In a very interesting commentary by PIMCO’s Mark Kiesel manager of the PIMCO Investment Grade Corporate Bond Fund; he makes the argument that high quality corporate bonds are much more attractive than Treasuries. The two issues that Kiesel points to are creditworthiness and supply and demand.

Kiesel believes as we at Markowski Investments do that many companies have done an excellent job in improving their balance sheets by raising capital and cost cutting. In other words, they a have made their balance sheets strong. On the flip-side the United States balance sheet is looking like a pencil-neck geek, revenues have decreased and liabilities increased. The supply and demand argument also favors corporate America. Corporations will not have to issue large amounts of new debt, where conversely the United States must issue insane amounts of new bonds.

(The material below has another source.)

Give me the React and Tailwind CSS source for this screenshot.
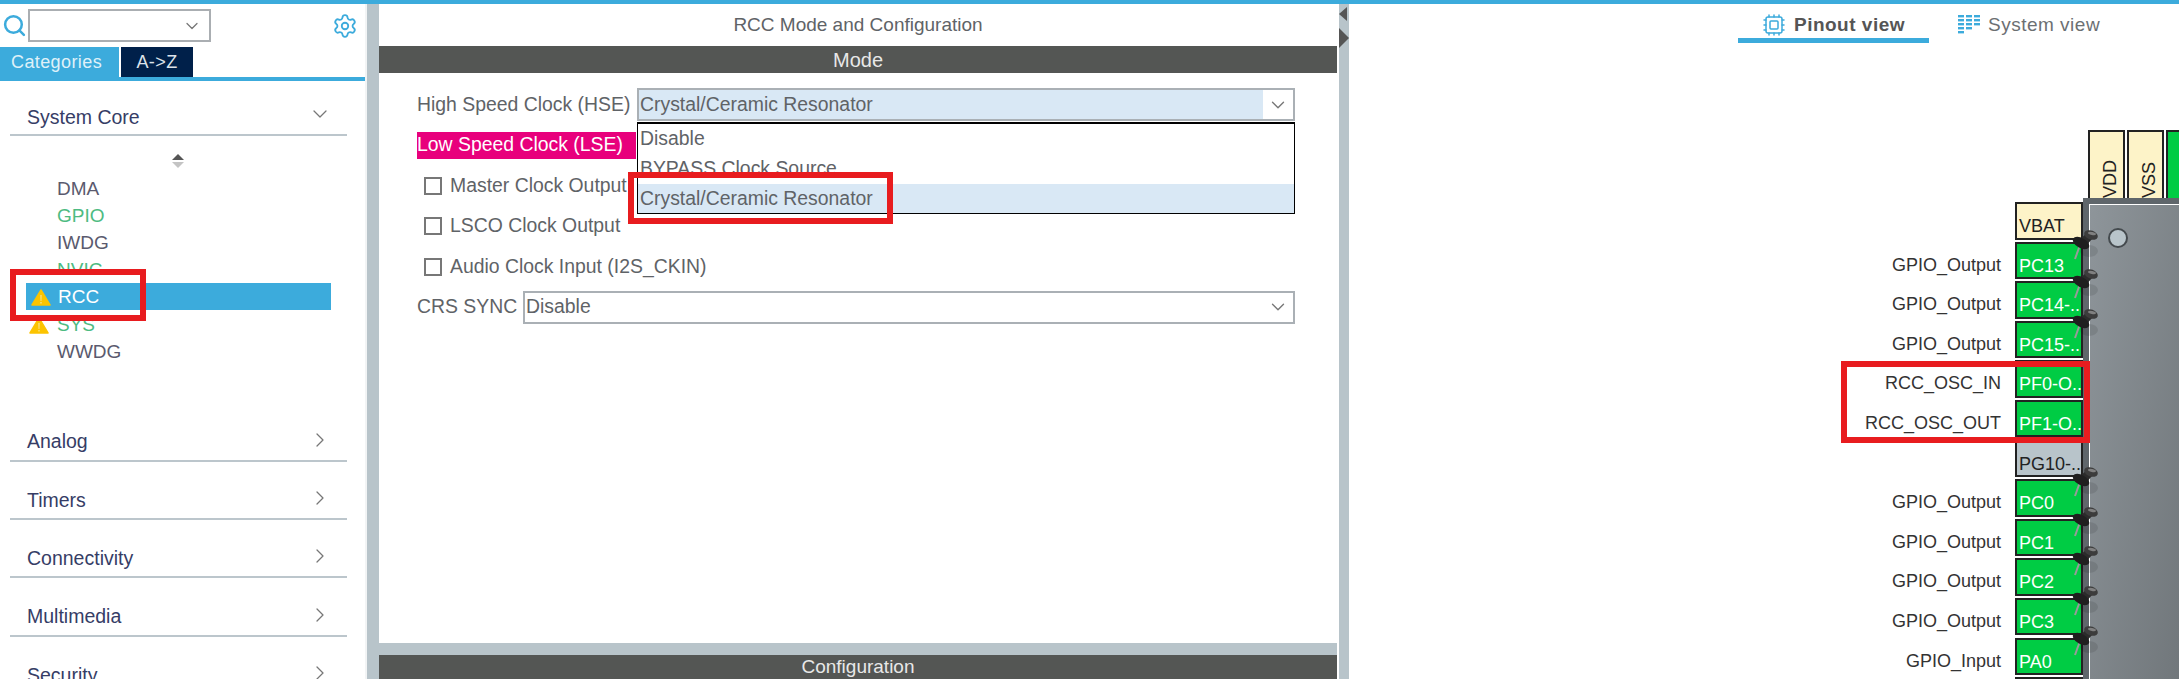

I think we should leave St. Jude to help in places like Haiti. Rather than call upon him to deal with the failure of the wealthiest nation the world has ever known to spend less than we take in. The defeat of Bizzaro America is dependent upon whether or not people will be able to see beyond their own selfish interests and consider what we are doing to our children and our children’s children. In a story that warmed my heart, the Washington Post conducted a poll that found that 58 percent of Americans say they favor a smaller government that provides fewer services. Once we get that number up to 65-70 percent that is where we get some change that I can believe in.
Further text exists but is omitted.